- **Information shown**:
--------------------------------

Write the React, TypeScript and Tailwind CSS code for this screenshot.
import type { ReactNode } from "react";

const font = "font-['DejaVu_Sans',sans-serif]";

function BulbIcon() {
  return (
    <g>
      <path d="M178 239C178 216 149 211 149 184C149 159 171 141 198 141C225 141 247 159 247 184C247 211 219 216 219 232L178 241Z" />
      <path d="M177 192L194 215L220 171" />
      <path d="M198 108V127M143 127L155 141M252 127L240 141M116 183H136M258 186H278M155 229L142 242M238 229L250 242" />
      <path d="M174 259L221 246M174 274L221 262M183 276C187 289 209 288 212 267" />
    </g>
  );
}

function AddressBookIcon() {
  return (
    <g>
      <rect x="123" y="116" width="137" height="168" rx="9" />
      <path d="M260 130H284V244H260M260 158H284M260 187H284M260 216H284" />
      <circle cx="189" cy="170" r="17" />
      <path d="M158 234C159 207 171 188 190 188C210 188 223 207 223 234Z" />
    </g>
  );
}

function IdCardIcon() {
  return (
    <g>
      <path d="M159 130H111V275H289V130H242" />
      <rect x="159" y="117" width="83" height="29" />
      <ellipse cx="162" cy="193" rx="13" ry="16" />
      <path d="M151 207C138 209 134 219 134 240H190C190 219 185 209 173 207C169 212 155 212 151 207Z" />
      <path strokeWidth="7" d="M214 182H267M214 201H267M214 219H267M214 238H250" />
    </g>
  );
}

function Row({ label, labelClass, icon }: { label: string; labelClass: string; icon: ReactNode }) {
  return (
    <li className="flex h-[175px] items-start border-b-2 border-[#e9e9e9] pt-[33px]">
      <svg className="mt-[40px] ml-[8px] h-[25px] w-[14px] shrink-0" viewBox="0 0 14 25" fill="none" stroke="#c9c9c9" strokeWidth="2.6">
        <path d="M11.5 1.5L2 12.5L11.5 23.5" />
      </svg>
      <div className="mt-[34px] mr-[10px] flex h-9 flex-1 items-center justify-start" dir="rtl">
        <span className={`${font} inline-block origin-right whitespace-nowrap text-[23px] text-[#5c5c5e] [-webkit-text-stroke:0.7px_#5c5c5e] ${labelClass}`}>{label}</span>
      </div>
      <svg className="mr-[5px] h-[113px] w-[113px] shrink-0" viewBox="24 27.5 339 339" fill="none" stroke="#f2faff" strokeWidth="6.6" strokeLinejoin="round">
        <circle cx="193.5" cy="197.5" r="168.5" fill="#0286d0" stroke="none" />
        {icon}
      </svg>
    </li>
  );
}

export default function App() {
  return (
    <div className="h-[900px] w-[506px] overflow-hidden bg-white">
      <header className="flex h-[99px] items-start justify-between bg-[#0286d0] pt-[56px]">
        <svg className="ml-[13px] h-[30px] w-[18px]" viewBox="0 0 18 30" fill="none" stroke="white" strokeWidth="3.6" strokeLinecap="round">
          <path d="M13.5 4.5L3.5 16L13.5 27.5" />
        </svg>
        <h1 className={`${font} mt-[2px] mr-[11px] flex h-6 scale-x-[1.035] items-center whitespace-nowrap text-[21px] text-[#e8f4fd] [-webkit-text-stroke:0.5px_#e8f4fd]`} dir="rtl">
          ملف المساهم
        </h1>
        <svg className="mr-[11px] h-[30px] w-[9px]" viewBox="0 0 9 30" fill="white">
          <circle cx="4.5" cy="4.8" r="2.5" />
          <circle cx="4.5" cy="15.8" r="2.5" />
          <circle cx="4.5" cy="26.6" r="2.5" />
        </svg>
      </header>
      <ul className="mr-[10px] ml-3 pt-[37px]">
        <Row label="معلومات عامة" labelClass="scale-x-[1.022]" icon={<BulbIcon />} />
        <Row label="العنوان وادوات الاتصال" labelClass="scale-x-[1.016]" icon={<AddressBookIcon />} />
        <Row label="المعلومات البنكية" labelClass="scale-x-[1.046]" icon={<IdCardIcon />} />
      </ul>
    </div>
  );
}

--------------------------------

Set down every line of the listing above again, exactly as given.

Write the React, TypeScript and Tailwind CSS code for this screenshot.
import type { ReactNode } from "react";

const font = "font-['DejaVu_Sans',sans-serif]";

function BulbIcon() {
  return (
    <g>
      <path d="M178 239C178 216 149 211 149 184C149 159 171 141 198 141C225 141 247 159 247 184C247 211 219 216 219 232L178 241Z" />
      <path d="M177 192L194 215L220 171" />
      <path d="M198 108V127M143 127L155 141M252 127L240 141M116 183H136M258 186H278M155 229L142 242M238 229L250 242" />
      <path d="M174 259L221 246M174 274L221 262M183 276C187 289 209 288 212 267" />
    </g>
  );
}

function AddressBookIcon() {
  return (
    <g>
      <rect x="123" y="116" width="137" height="168" rx="9" />
      <path d="M260 130H284V244H260M260 158H284M260 187H284M260 216H284" />
      <circle cx="189" cy="170" r="17" />
      <path d="M158 234C159 207 171 188 190 188C210 188 223 207 223 234Z" />
    </g>
  );
}

function IdCardIcon() {
  return (
    <g>
      <path d="M159 130H111V275H289V130H242" />
      <rect x="159" y="117" width="83" height="29" />
      <ellipse cx="162" cy="193" rx="13" ry="16" />
      <path d="M151 207C138 209 134 219 134 240H190C190 219 185 209 173 207C169 212 155 212 151 207Z" />
      <path strokeWidth="7" d="M214 182H267M214 201H267M214 219H267M214 238H250" />
    </g>
  );
}

function Row({ label, labelClass, icon }: { label: string; labelClass: string; icon: ReactNode }) {
  return (
    <li className="flex h-[175px] items-start border-b-2 border-[#e9e9e9] pt-[33px]">
      <svg className="mt-[40px] ml-[8px] h-[25px] w-[14px] shrink-0" viewBox="0 0 14 25" fill="none" stroke="#c9c9c9" strokeWidth="2.6">
        <path d="M11.5 1.5L2 12.5L11.5 23.5" />
      </svg>
      <div className="mt-[34px] mr-[10px] flex h-9 flex-1 items-center justify-start" dir="rtl">
        <span className={`${font} inline-block origin-right whitespace-nowrap text-[23px] text-[#5c5c5e] [-webkit-text-stroke:0.7px_#5c5c5e] ${labelClass}`}>{label}</span>
      </div>
      <svg className="mr-[5px] h-[113px] w-[113px] shrink-0" viewBox="24 27.5 339 339" fill="none" stroke="#f2faff" strokeWidth="6.6" strokeLinejoin="round">
        <circle cx="193.5" cy="197.5" r="168.5" fill="#0286d0" stroke="none" />
        {icon}
      </svg>
    </li>
  );
}

export default function App() {
  return (
    <div className="h-[900px] w-[506px] overflow-hidden bg-white">
      <header className="flex h-[99px] items-start justify-between bg-[#0286d0] pt-[56px]">
        <svg className="ml-[13px] h-[30px] w-[18px]" viewBox="0 0 18 30" fill="none" stroke="white" strokeWidth="3.6" strokeLinecap="round">
          <path d="M13.5 4.5L3.5 16L13.5 27.5" />
        </svg>
        <h1 className={`${font} mt-[2px] mr-[11px] flex h-6 scale-x-[1.035] items-center whitespace-nowrap text-[21px] text-[#e8f4fd] [-webkit-text-stroke:0.5px_#e8f4fd]`} dir="rtl">
          ملف المساهم
        </h1>
        <svg className="mr-[11px] h-[30px] w-[9px]" viewBox="0 0 9 30" fill="white">
          <circle cx="4.5" cy="4.8" r="2.5" />
          <circle cx="4.5" cy="15.8" r="2.5" />
          <circle cx="4.5" cy="26.6" r="2.5" />
        </svg>
      </header>
      <ul className="mr-[10px] ml-3 pt-[37px]">
        <Row label="معلومات عامة" labelClass="scale-x-[1.022]" icon={<BulbIcon />} />
        <Row label="العنوان وادوات الاتصال" labelClass="scale-x-[1.016]" icon={<AddressBookIcon />} />
        <Row label="المعلومات البنكية" labelClass="scale-x-[1.046]" icon={<IdCardIcon />} />
      </ul>
    </div>
  );
}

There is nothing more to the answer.